Home / Blog
OTS proposals to change the taxation of living accommodation
17 September 14 | By: Jas Jhooty
The Office of Tax Simplification (OTS) recently published their final report on the proposed simplification of certain areas of Benefits and Expenses legislation. This final report proposed changes be made to the way accommodation benefits and termination payments are taxed. In this article we examine the proposed changes to the taxation of living accommodation.
The current system
Where employers provide free or subsidised accommodation to employees, there are some quite complicated rules to decide what tax charge the employee will bear. The rules we currently have date back to 1977 and are problematic to administer: -
- An employee’s accommodation can be tax-free if it’s customary for employees in that sort of job to get accommodation, and they can show that it helps the employee perform his duties. Deciding what is customary isn’t always simple, because it’s not necessarily clear what a sample of typical employees is. E.g. if an employee working for a university has the job title of “Bursar”, their provided accommodation would be tax-free based on the list of exempt occupations last published in 1977. However if another employee working for another university performing the same duties of employment had a more modern job title of “Business Manager” their housing would not be exempt and they would have to pay tax on their provided living accommodation.

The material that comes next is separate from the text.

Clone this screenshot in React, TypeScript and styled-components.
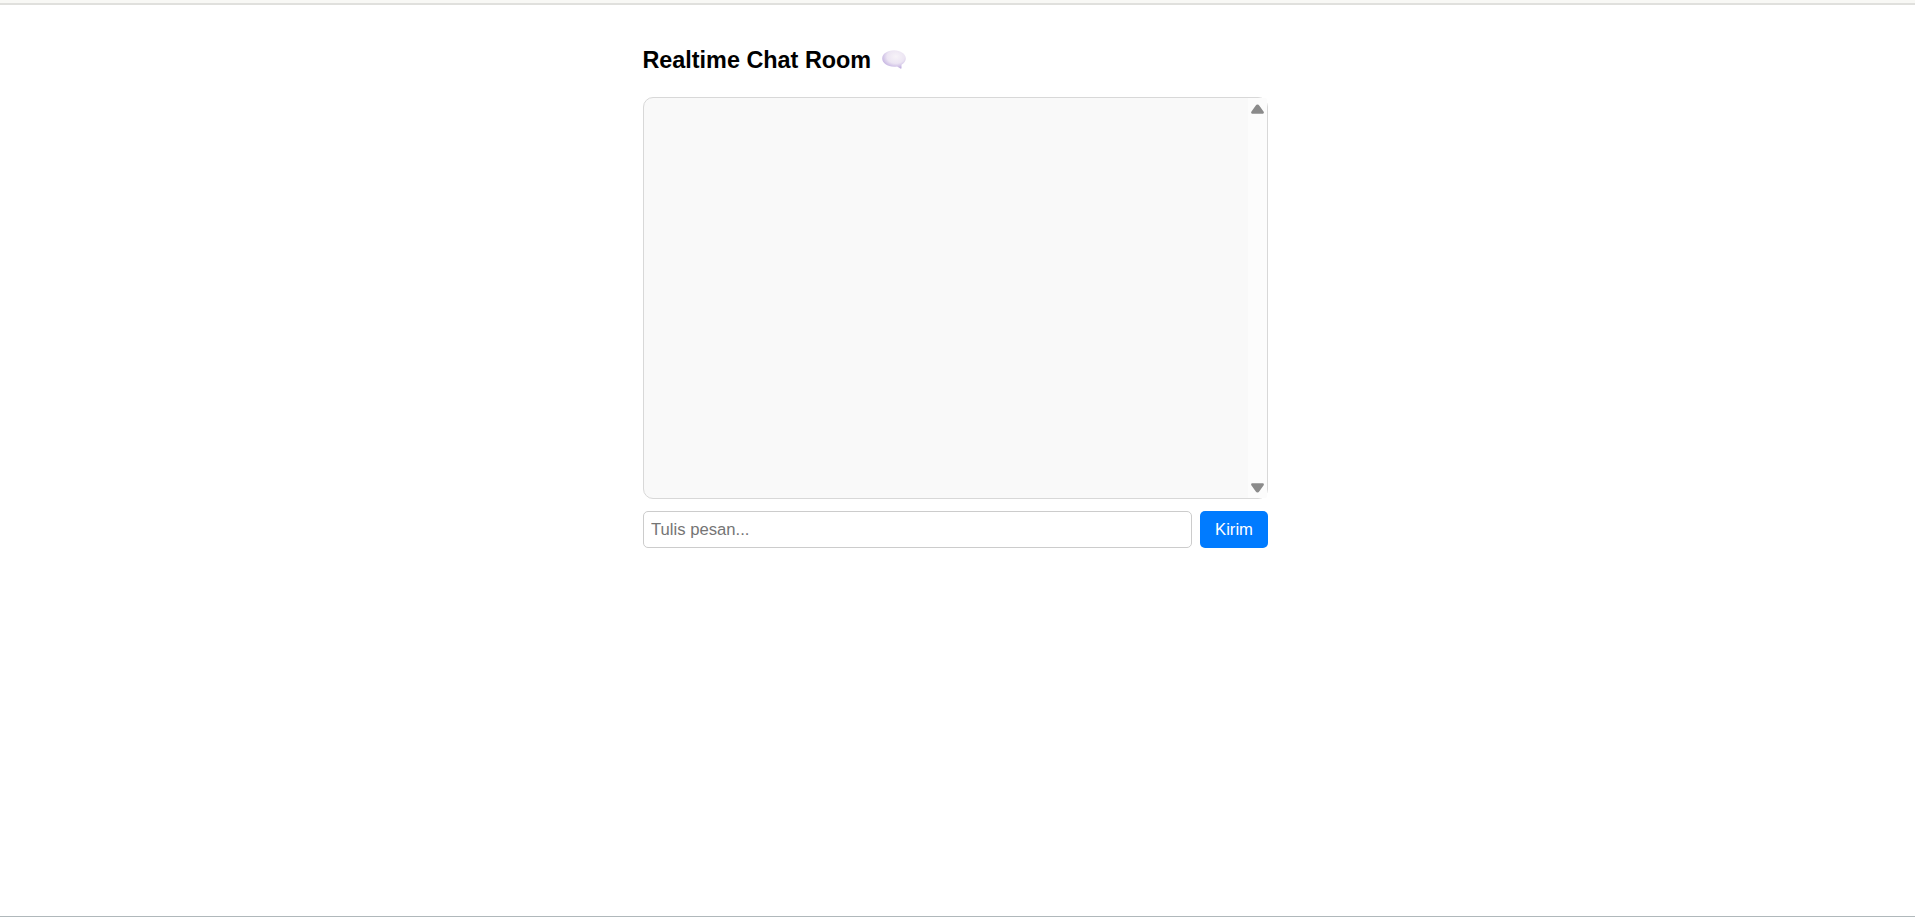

- If you there is no exemption due, there is a complicated calculation which involves the 1973 pre-poll tax rateable value (even if the property being provided did not exist then!), as well as the cost of the property if it is owned — so two employees could be in apparently identical accommodation, but end up with different tax bills because the properties were acquired years apart and the acquisition costs were different.
The OTS want to address these anomalies by bringing in a much simpler regime.
The OTS are proposing to tax only “perk” accommodation so accommodation provided to get the job done would be exempt. E.g. it is proposed that exempt accommodation would fall into one of the following categories: -
- the employer requires the employee to live in the accommodation to perform their duties and this is encapsulated in the contract of employment;
- the reason the employer requires the employee to live in the accommodation is that it is necessary to enable the employee to protect buildings, people or assets; or
- the reason the employer requires the employee to live in the accommodation is because the job requires a very early start in the morning or a very late finish at night; or
- the reason the employer requires the employee to live in the accommodation is a result of regulatory requirements.
The previous exemption of living accommodation being exempt because it was customary to provide it will be removed from the legislation.
Proposed rules for what value is taxed
The OTS are recommending taxing all non-exempt accommodation on the open market rental value that the property would fetch, even if it is owned outright. It is further proposed that for simplicity these values would have to be reassessed or increased for inflation every five years.
What emTax expects the new rules will mean
- Employees will pay tax on the rental value of accommodation provided to them.
- There will be exemptions for certain staff who really need to have the accommodation provided for them to do their duties, e.g. caretakers or people who genuinely are on 24-hour callout.
- There may be a let-out for very basic accommodation, but anything that provides a room and some cooking facilities (even shared facilities) is likely to count as taxable accommodation.
- There will be a substantial number of employees currently enjoying exempt living accommodation status due to its provision being customary, who will now have to pay tax under these proposed changes.